Surveyed communities overwhelmingly associate protected areas with increased hardships due to the restriction of their livelihood activities. Already impoverished local people are disproportionately targeted by anti-poaching agents for subsistence hunting and gathering, and in severe cases, this has led to malnutrition. Meanwhile, much more damaging activities (oil extraction, mining, industrial logging) are widely tolerated and often incentivised.
Alarmingly, reports of human rights abuses by ‘eco-guards’ are ubiquitous, with severe allegations of beatings, torture, and rape. Recent trends towards increased militarisation of anti-poaching approaches and major international plans to protect Africa’s forests to reduce carbon emissions and combat climate change mean that these problems are very likely to increase if left unaddressed.
Lastly, participation of and consultation with local populations are almost non-existent. The right of local and indigenous communities to Free Prior and Informed Consent (FPIC) is widely overlooked. Communities have been consulted in only 12 of the 34 protected areas; in only two cases did this happen before the establishment of the park and very rarely have communities been involved in management decisions. The approach is predominantly one of imposing strict top-down restrictions on access to and use of forest resources, without integrating customary conservation practices or traditional knowledge. Meanwhile, biodiversity continues to dwindle and poaching persists. By failing to engage the very people that depend on the forest and tap into their traditional knowledge and skills, conservation organisations have shot themselves in the foot.
Moving forward, it is essential that national governments and organisations work together to shift conservation in the Congo Basin onto a more rights-based — and hence more sustainable — ground. Forest communities’ rights need to be integrated into all aspects of conservation planning and management, and legislation and policies must be developed to support this.
As a first step, human rights abuses linked to conservation need to be systematically documented, adequate remedies sought, and transparent community monitoring and grievance mechanisms set up to end impunity. Displaced communities must be compensated, including through restitution.
While governments look to meet their target of 17% of land in protected areas, no new protected area should be established without the FPIC of local communities and without respect for and recognition of their customary use of the land.
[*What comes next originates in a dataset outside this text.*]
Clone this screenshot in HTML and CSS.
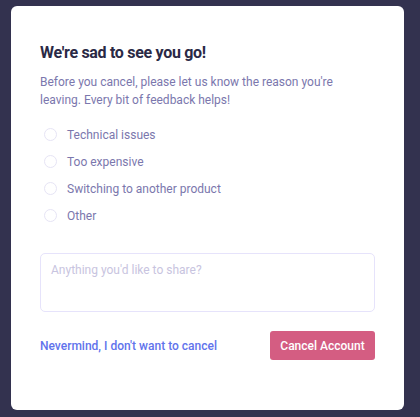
FILE: index.html
```html
<!DOCTYPE html>
<html>
<head>
<meta charset="utf-8">
<link rel="stylesheet" href="styles.css">
</head>
<body>
<div class="modal">
  <h1 class="title">We're sad to see you go!</h1>
  <p class="intro">Before you cancel, please let us know the reason you're leaving. Every bit of feedback helps!</p>
  <ul class="reasons">
    <li class="reason"><span class="radio"></span><span>Technical issues</span></li>
    <li class="reason"><span class="radio"></span><span>Too expensive</span></li>
    <li class="reason"><span class="radio"></span><span>Switching to another product</span></li>
    <li class="reason"><span class="radio"></span><span>Other</span></li>
  </ul>
  <div class="share">Anything you'd like to share?</div>
  <div class="actions">
    <a class="never">Nevermind, I don't want to cancel</a>
    <button class="cancel">Cancel Account</button>
  </div>
</div>
</body>
</html>
```
FILE: styles.css
```css
html, body { margin: 0; padding: 0; }
body {
  background: #33324f;
  width: 420px;
  height: 417px;
  font-family: Roboto, "Noto Sans", sans-serif;
  padding: 6px 16px 7px 11px;
  box-sizing: border-box;
}
.modal {
  background: #ffffff;
  border-radius: 6px;
  height: 404px;
  box-sizing: border-box;
  padding: 36px 29px 0 29px;
}
.title {
  margin: 0;
  font-size: 16px;
  font-weight: 700;
  letter-spacing: -0.3px;
  color: #2a2945;
  line-height: 22px;
}
.intro {
  margin: 9px 0 0 0;
  font-size: 12px;
  line-height: 18px;
  color: #7b77ad;
}
.reasons {
  list-style: none;
  margin: 12px 0 0 0;
  padding: 0;
}
.reason {
  display: flex;
  align-items: center;
  height: 27px;
  font-size: 12px;
  color: #7b77ad;
}
.radio {
  width: 11px;
  height: 11px;
  border: 1px solid #e6e4f5;
  border-radius: 50%;
  margin: 0 10px 0 4px;
}
.share {
  margin-top: 24px;
  height: 59px;
  border: 1px solid #e6e3fb;
  border-radius: 5px;
  box-sizing: border-box;
  padding: 9px 10px;
  font-size: 12px;
  color: #c8c4e0;
}
.actions {
  display: flex;
  justify-content: space-between;
  align-items: center;
  margin-top: 19px;
}
.never {
  font-size: 12px;
  font-weight: 500;
  color: #6173ec;
}
.cancel {
  background: #d45d82;
  color: #ffffff;
  border: none;
  border-radius: 3px;
  height: 29px;
  width: 105px;
  font-family: inherit;
  font-size: 12px;
  font-weight: 500;
  padding: 0;
}
```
Rather, stakeholders should seek to implement alternative conservation measures that have proven successful such as indigenous and community conservancies and community forests.
Applied new technologies can greatly assist in making information on land and human rights issues in remote forest areas much more accessible to decision-makers and organisations. RFUK’s ForestLink system allows communities to send near-instantaneous alerts of abuses, even in areas where there is no mobile or internet connectivity. Further, the Mapping for Rights initiative enables forest peoples to map their lands and livelihood activities and make this data available online, providing tangible evidence that the lands earmarked for conservation, far from being pristine wilderness, are indeed human landscapes.
Until the presence and livelihoods of forest-dependent peoples are better understood and integrated into forest-protection initiatives, effective and sustainable conservation — for the benefit of people, trees and wildlife — will remain a significant challenge.